Все тайны Златы и Урсулы. Шестая часть - страница 15



И хотелось снова попасть в гущу нарядных и демократичных людей, снующих по торговым центрам в поисках украшений к празднику, поболтать с подругами и выйти в светское общество, нарядившись, как принцесса, в театр, окультуриться в какой-нибудь галерее или просто прогуляться по набережным, современным, роскошным, благоустроенным. Сверкающих сотнями огней и похожих на сказку в череде зимних праздников.

Попасть на каток, какое-то шумное мероприятие или концерт известных артистов. Да просто дышать той атмосферой, к которой Элеонора привыкла с детства.

Москва пахла для нее успешностью, монументальностью, огромными перспективами, образованными людьми, как пахнет в ресторане очень дорогое и изысканное блюдо.

Город у моря стал для нее все же деревней. Без претензии на помпезность и интеллигентность. Простой и нелюбимый ею. А моря, такого шумного по ночам в своих падающих с грохотом волнах, она стала бояться.

Как и всего, что ее окружало.

11. В чем сила таланта

Элеонора стала верить в магию и в заговоры совсем недавно, когда перебралась с мужем в провинцию к морю, как и мечтала. Москва стала ей казаться чужой и переполненной приезжими людьми, которые стремились только от нее урвать кусок пожирнее.

Лимита раздражала своей нахрапистостью и беспринципностью. Невежеством и хамством, которого не было в экзальтированной Элеоноре. Был некоторый снобизм, не более. Но вполне оправданный.

Она считала себя белой костью, не только родившись в столице, но и имея не одно поколение москвичей в своей родословной. Ее мама и вовсе была известной в своих кругах писательницей и все еще в здравом уме, не смотря на возраст и вдовство. Отец Элеоноры, породистый физик, выдающийся инженер-конструктор отдал Богу душу уже давно.

Но, как единственная дочь, Элеонора по отцу скучала. Ей не хватало его жизненной мудрости, которую он вплетал в каждодневный быт. Что бы он сказал по поводу увлечения своего внука Урсулой? Возможно, и не осудил бы. Хотя очень требовательно относился к людям и к понятиям чести и достоинства.

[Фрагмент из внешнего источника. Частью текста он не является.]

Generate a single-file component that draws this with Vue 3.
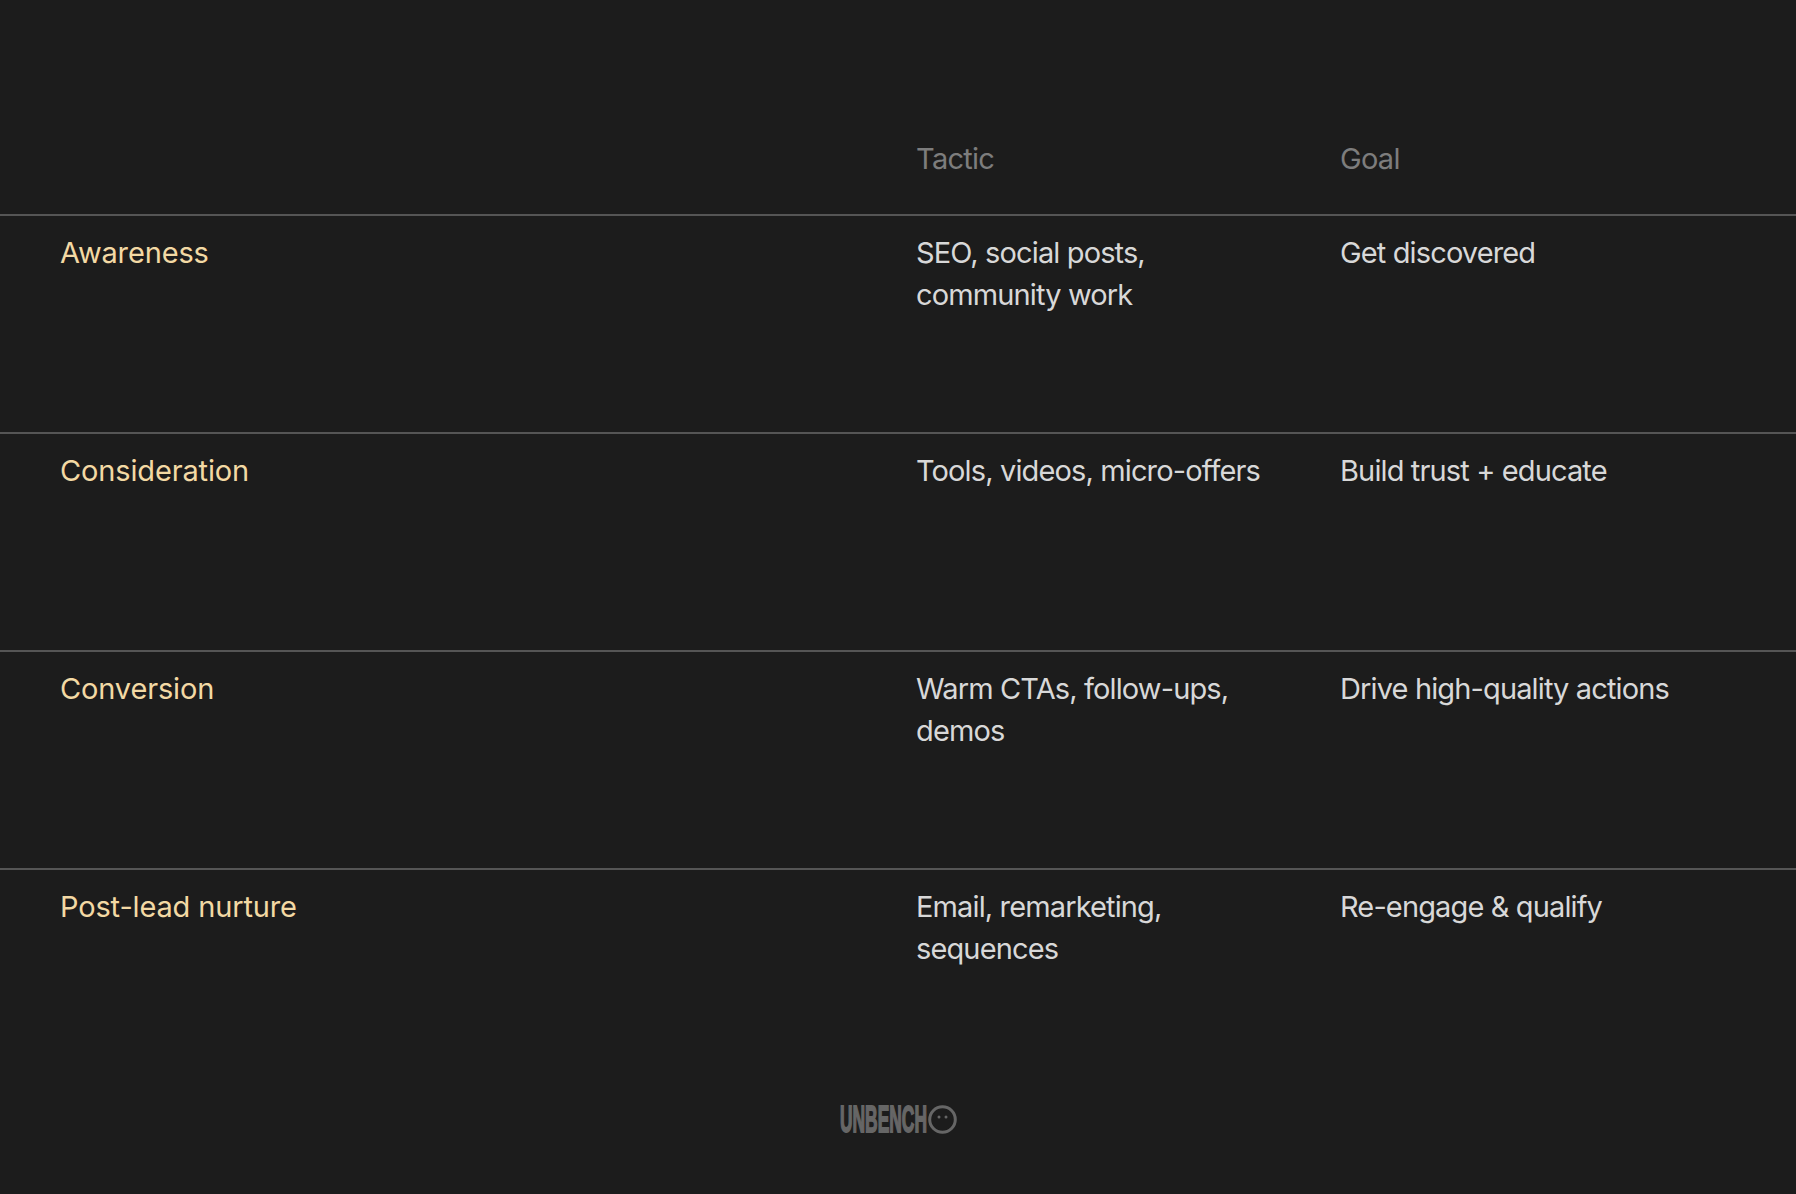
<script setup>
const rows = [
  { stage: 'Awareness', tactic: ['SEO, social posts,', 'community work'], goal: 'Get discovered' },
  { stage: 'Consideration', tactic: ['Tools, videos, micro-offers'], goal: 'Build trust + educate' },
  { stage: 'Conversion', tactic: ['Warm CTAs, follow-ups,', 'demos'], goal: 'Drive high-quality actions' },
  { stage: 'Post-lead nurture', tactic: ['Email, remarketing,', 'sequences'], goal: 'Re-engage & qualify' },
]
</script>

<template>
  <div class="page">
    <div class="table">
      <div class="head">
        <div></div>
        <div>Tactic</div>
        <div>Goal</div>
      </div>
      <div v-for="r in rows" :key="r.stage" class="row">
        <div class="stage">{{ r.stage }}</div>
        <div class="cell"><div v-for="l in r.tactic" :key="l">{{ l }}</div></div>
        <div class="cell">{{ r.goal }}</div>
      </div>
    </div>
    <div class="logo">
      <span class="word">UNBENCH</span>
      <svg width="29" height="29" viewBox="0 0 29 29" fill="none">
        <circle cx="14.5" cy="14.5" r="12.8" stroke="#666" stroke-width="3" />
        <circle cx="11" cy="12" r="1.5" fill="#666" />
        <circle cx="18" cy="12" r="1.5" fill="#666" />
      </svg>
    </div>
  </div>
</template>

<style>
html, body { margin: 0; background: #1c1c1c; }
</style>

<style scoped>
.page {
  width: 1796px;
  height: 1194px;
  background: #1c1c1c;
  font-family: Inter, "Liberation Sans", Arial, sans-serif;
  font-size: 29px;
  letter-spacing: -0.87px;
  line-height: 42px;
  overflow: hidden;
  display: flex;
  flex-direction: column;
}
.table { padding-top: 138px; }
.head, .row {
  display: grid;
  grid-template-columns: 916px 424px 1fr;
}
.head {
  height: 76px;
  color: #7d7d7d;
  letter-spacing: -0.72px;
}
.row {
  height: 218px;
  box-sizing: border-box;
  padding-top: 16px;
  border-top: 2px solid #555;
  color: #d8d8d8;
}
.stage {
  padding-left: 60px;
  color: #f3d9a4;
  letter-spacing: -0.15px;
}
.logo {
  display: flex;
  align-items: center;
  justify-content: center;
  gap: 2px;
  margin-top: 19px;
  color: #666;
}
.word {
  display: inline-block;
  width: 86px;
  white-space: nowrap;
  font-family: "Liberation Sans", Arial, sans-serif;
  font-weight: 700;
  font-size: 37px;
  line-height: 29px;
  letter-spacing: 0;
  -webkit-text-stroke: 1.8px #666;
  transform: scaleX(0.47);
  transform-origin: left center;
}
</style>
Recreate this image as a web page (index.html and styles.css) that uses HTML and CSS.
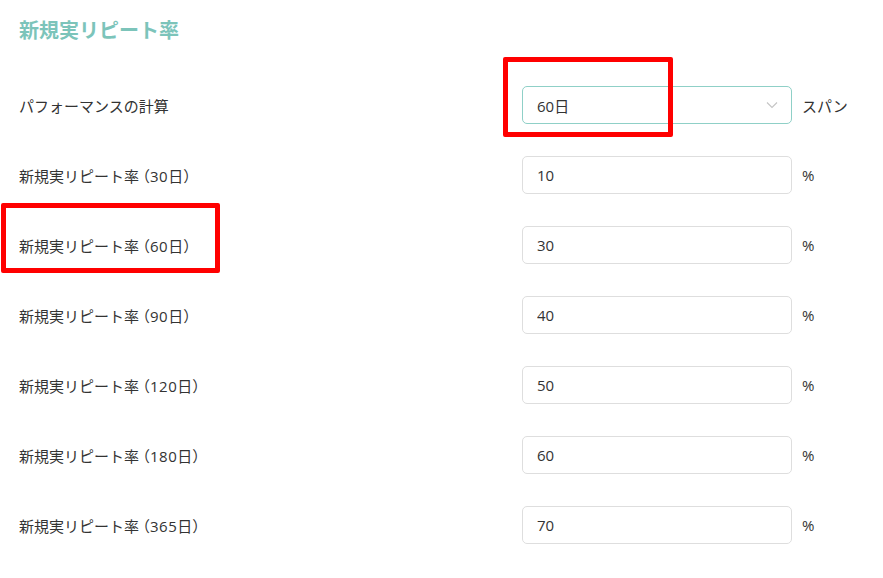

И был человеком старой школы, за что его можно было уважать. Не подкупным, принципиальным и человечным. Верящим в вечные идеалы и светлое будущее. И не справившимся с действительностью в девяностые, когда все вдруг рухнуло, и пришлось перестраиваться.

Отец Элеоноры не смог. Стать другим, интегрировать себя в торговлю и обман. Он был ученым, первооткрывателем и идеалистом. А нужно было сразу стать вором и мошенником. Чтобы выжить.

Это его предки выжили в блокадном Ленинграде, но не потеряли себя. Оставались голодными, но не смогли сжечь книги.

Дедушка Никиты, женившись на потомственной москвичке, так и остался человеком театров и музеев, стихов, архитектуры, закатов и рассветов, и разводных мостов. И всегда обращался к собеседнику, используя "будьте добры" и "будьте любезны".

И никогда, как его супруга, не называл хлебный магазин "булошной", а окончания в таких словах, как "одинокий", не менял на труднопроизносимое "къй".

У отца Элеоноры так и осталось осчущение, вместо ощущения. Патологическая способность читать все и везде, не только в метро или дома, но даже вывески, инструкции или просто любые тексты, которые попадались ему на глаза. И быть опрятным, воспитанным и вежливым до оскомины.

Мать Элеоноры, очень проницательная и слегка покрытая пылью высокомерия, писательница и филолог, относилась к своему ныне уже покойному супругу с некоторым оттенком снисхождения, как относится любой коренной маасквич к ленинградцам. Хотя намного лучше, чем вообще к приезжим, раздражающим своей мягкой "г", произносимой в словах, как "хэ" и некоторым колоритом национального фольклора.